I should be working on the final edits for The Imposition of Unnecessary Obstacles but *rubs hands together* let's talk about the Pushcart Model of Collective Action instead! We're on Chapter 10 which is subtitled "The Pushcarts Decide to Fight"
At this point we've come back to when we started; that is, to just after the act of violence that we saw committed in Chapter 1. That's right, Chapters 3-9 showed how the roots of violence start way before the violence happens.
The pushcarts decide to fight in a meeting which somewhat parallels the truckers meeting earlier, although we see it directly, not through diary entries. Notably, the meeting was called to crowdfund or, as we used to call it, take up a collection for the peddler whose cart was
destroyed in Chapter 1. In other words, we see this community first in an act of mutual aid. (it's also a wonderful lesson in introducing a large ensemble cast and quickly "tagging" each with memorable characteristics, in this case usually what they sell on their pushcarts)
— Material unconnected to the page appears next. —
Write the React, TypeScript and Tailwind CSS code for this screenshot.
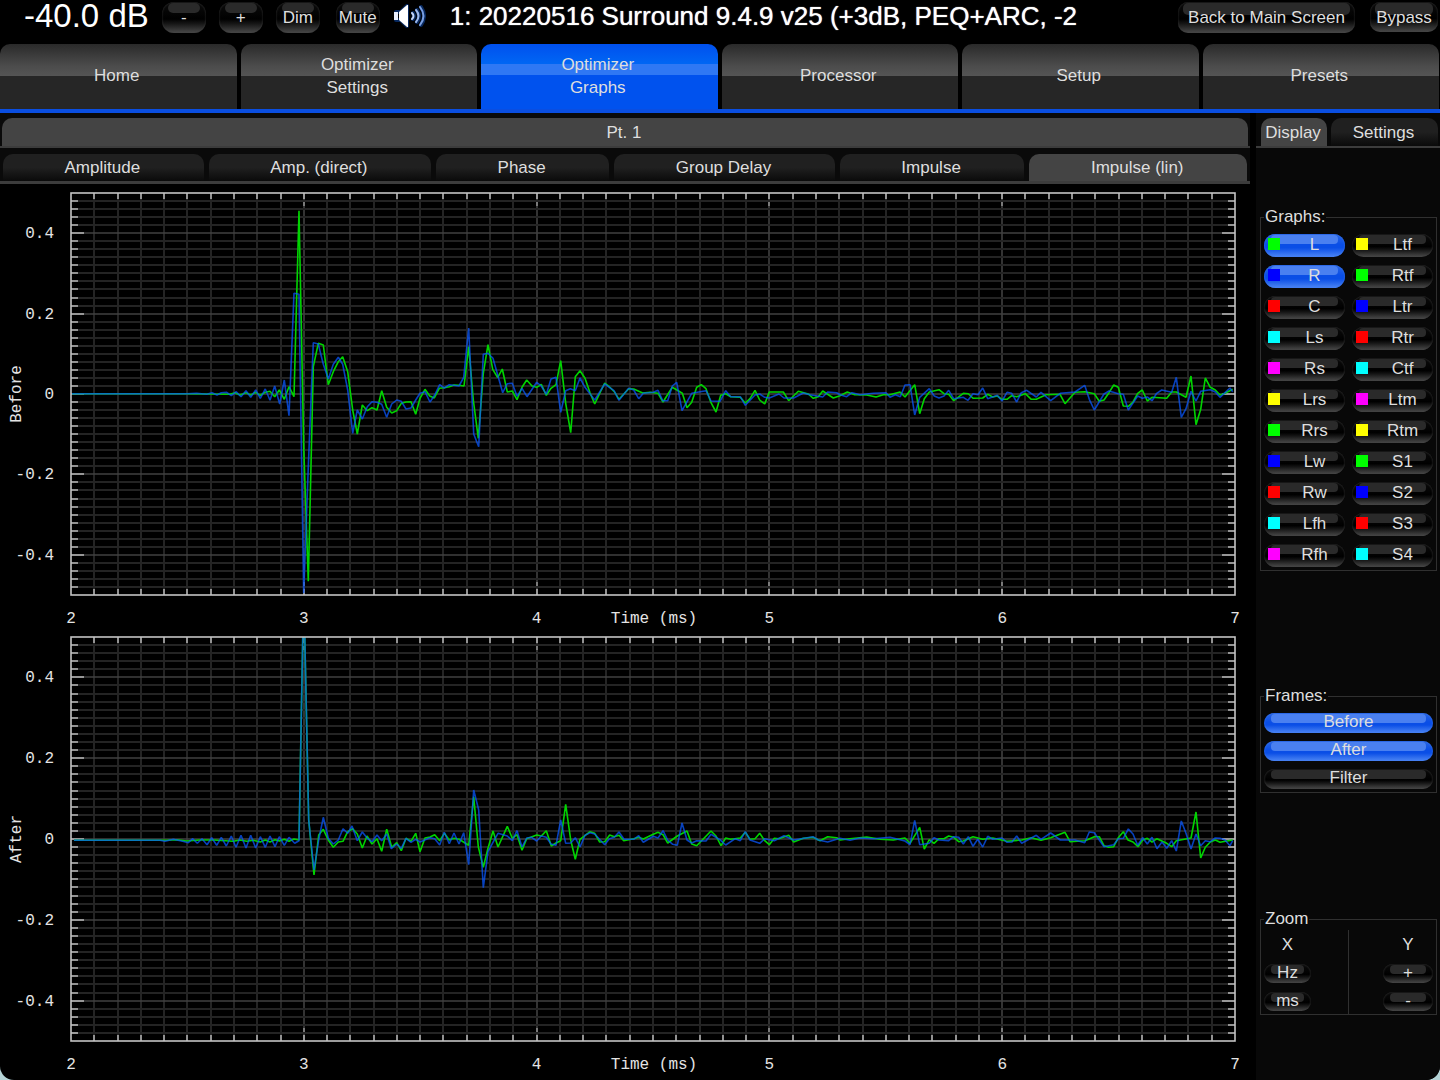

The peddlers move pretty quickly through chipping in for the new pushcart, to commenting on increased violence, to sharing information that makes clear the bigger picture of malicious rumors (disinformation) and violence framed as accidents.
Then the Pushcart King, Maxie Hammerman, says he will explain based on a lot of thinking. He is demonstrating the leadership role of taking a big-picture view of the situation and considering the opposing interests and strategies at work, then synthesizing and communicating.
He explains the strategy against them: the trucks are making the city unlivable, so "they have to find somebody else to blame". They chose pushcarts because pushcarts are few and *seem fewer than they are*
Sound familiar?
The pushcarts seem fewer than they are because they stick to their own neighborhoods, we can think of parallels with minority groups that seem fewer than they are to the majority because they stay in their own neighborhoods (where the majority don't go) but also of groups that
seem fewer than they are because it's dangerous to be who they are.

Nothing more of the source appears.